Superradiant instability of a massive scalar on the Kerr spacetime

TL;DR

This paper analyzes the superradiant instability of Kerr black holes caused by a massive scalar field, deriving conditions for quasibound and bound states through potential analysis.

Contribution

It introduces a novel potential expansion approach to determine conditions for superradiant instability and bound states in Kerr black holes with massive scalar perturbations.

Findings

Conditions for trapping wells leading to quasibound states

Identification of tiny wells causing asymptotic bound states

Application to ultralight boson potentials

Abstract

We investigate the superradiant instability of Kerr black holes under a massive scalar perturbation.
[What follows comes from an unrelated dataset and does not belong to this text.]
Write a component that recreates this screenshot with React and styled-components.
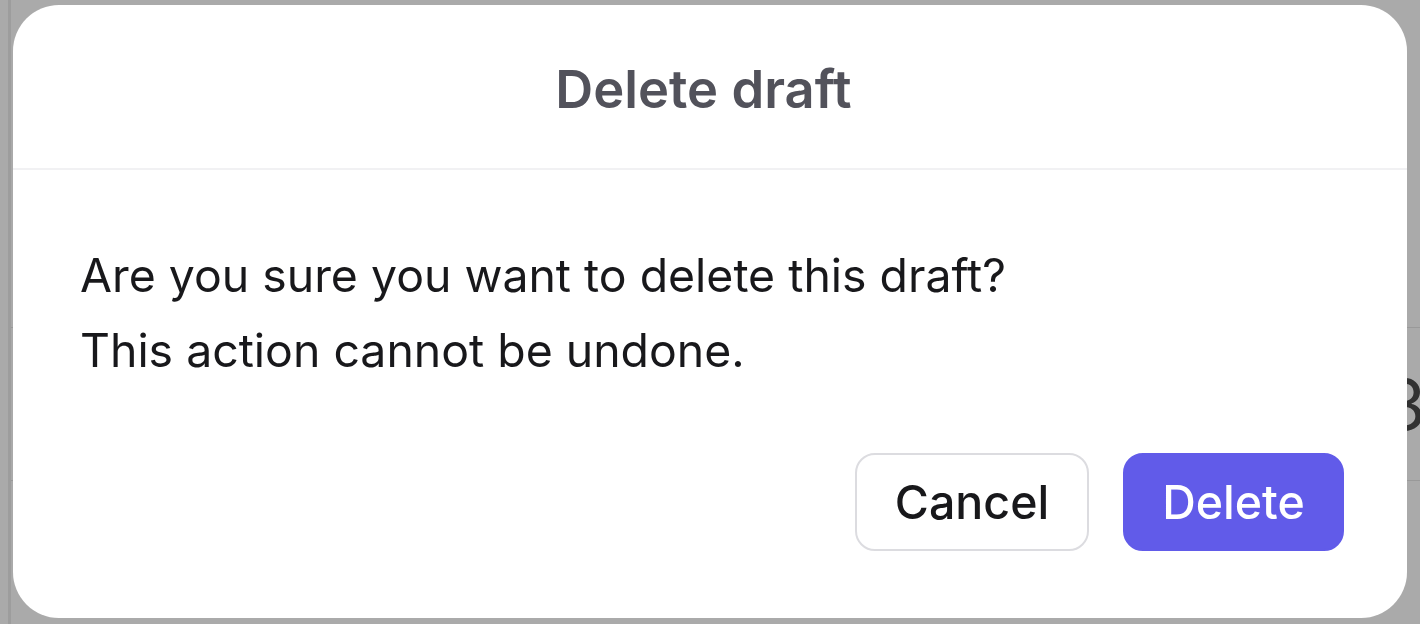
import React from "react";
import styled, { createGlobalStyle } from "styled-components";

const GlobalStyle = createGlobalStyle`
  html, body {
    margin: 0;
    padding: 0;
    height: 100%;
    background: #ffffff;
    font-family: Inter, "Liberation Sans", sans-serif;
  }
  #root {
    height: 100%;
  }
`;

const Page = styled.div`
  display: flex;
  height: 100vh;
  overflow: hidden;
`;

const Sidebar = styled.div`
  width: 8px;
  flex-shrink: 0;
  border-right: 3px solid #ececec;
`;

const Main = styled.div`
  flex: 1;
  padding-top: 327px;
  overflow: hidden;
`;

const Row = styled.div`
  display: flex;
  justify-content: flex-end;
  align-items: center;
  height: 152px;
  border-top: 1px solid #e6e6e6;
  border-bottom: 1px solid #e6e6e6;
`;

const Cell = styled.span`
  font-size: 70px;
  color: #4a4a4a;
  margin-right: -6px;
`;

const Overlay = styled.div`
  position: fixed;
  inset: 0;
  display: flex;
  padding: 5px 13px 6px 13px;
  background: rgba(0, 0, 0, 0.335);
`;

const Dialog = styled.div`
  flex: 1;
  display: flex;
  flex-direction: column;
  background: #ffffff;
  border-radius: 46px;
  overflow: hidden;
`;

const Header = styled.div`
  height: 163px;
  display: flex;
  align-items: center;
  justify-content: center;
  padding-right: 13px;
  border-bottom: 2px solid #f1f1f3;
`;

const Title = styled.h2`
  margin: 4px 0 0;
  font-size: 52.5px;
  font-weight: 600;
  color: #52525b;
`;

const Body = styled.div`
  flex: 1;
  display: flex;
  flex-direction: column;
  padding: 68px 63px 67px 67px;
`;

const Message = styled.p`
  margin: 0;
  font-size: 46.4px;
  line-height: 75px;
  color: #18181b;
`;

const Actions = styled.div`
  margin-top: auto;
  display: flex;
  justify-content: flex-end;
  gap: 34px;
`;

const Button = styled.button`
  height: 98px;
  width: ${({ $primary }) => ($primary ? "221px" : "234px")};
  padding: 0;
  border-radius: 20px;
  font-family: inherit;
  font-size: 46.5px;
  font-weight: 500;
  border: 2px solid ${({ $primary }) => ($primary ? "#615be9" : "#dcdce0")};
  background: ${({ $primary }) => ($primary ? "#615be9" : "#ffffff")};
  color: ${({ $primary }) => ($primary ? "#ffffff" : "#18181b")};
  cursor: pointer;
`;

export default function App() {
  return (
    <>
      <GlobalStyle />
      <Page>
        <Sidebar />
        <Main>
          <Row>
            <Cell>3</Cell>
          </Row>
        </Main>
      </Page>
      <Overlay>
        <Dialog>
          <Header>
            <Title>Delete draft</Title>
          </Header>
          <Body>
            <Message>Are you sure you want to delete this draft?</Message>
            <Message>This action cannot be undone.</Message>
            <Actions>
              <Button>Cancel</Button>
              <Button $primary>Delete</Button>
            </Actions>
          </Body>
        </Dialog>
      </Overlay>
    </>
  );
}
We obtain a potential $V_i(r)$ when expanding the scalar potential $V_K(r)$ for large $r$. The Newton potential $V_1(r)$ and the far-region potential $V_2(r)$ are used to explore the superradiant instability, while $V_3(r)$ matches a geodesic potential $V_{gK}(r)$ for a neutral particle moving around the Kerr black hole. Thus, $V_{gK}(r)$ is employed to fix the separation constant. We obtain a condition for a trapping well to possess a quasibound state in the Kerr black holes by analyzing the Newton potential $V_1(r)$and far-region wave functions obtained from $V_2(r)$. The other condition for no trapping well (a tiny well) is found to generate an asymptotic bound state. Finally, we discuss an ultralight boson whose potential has a tiny well located at asymptotic region.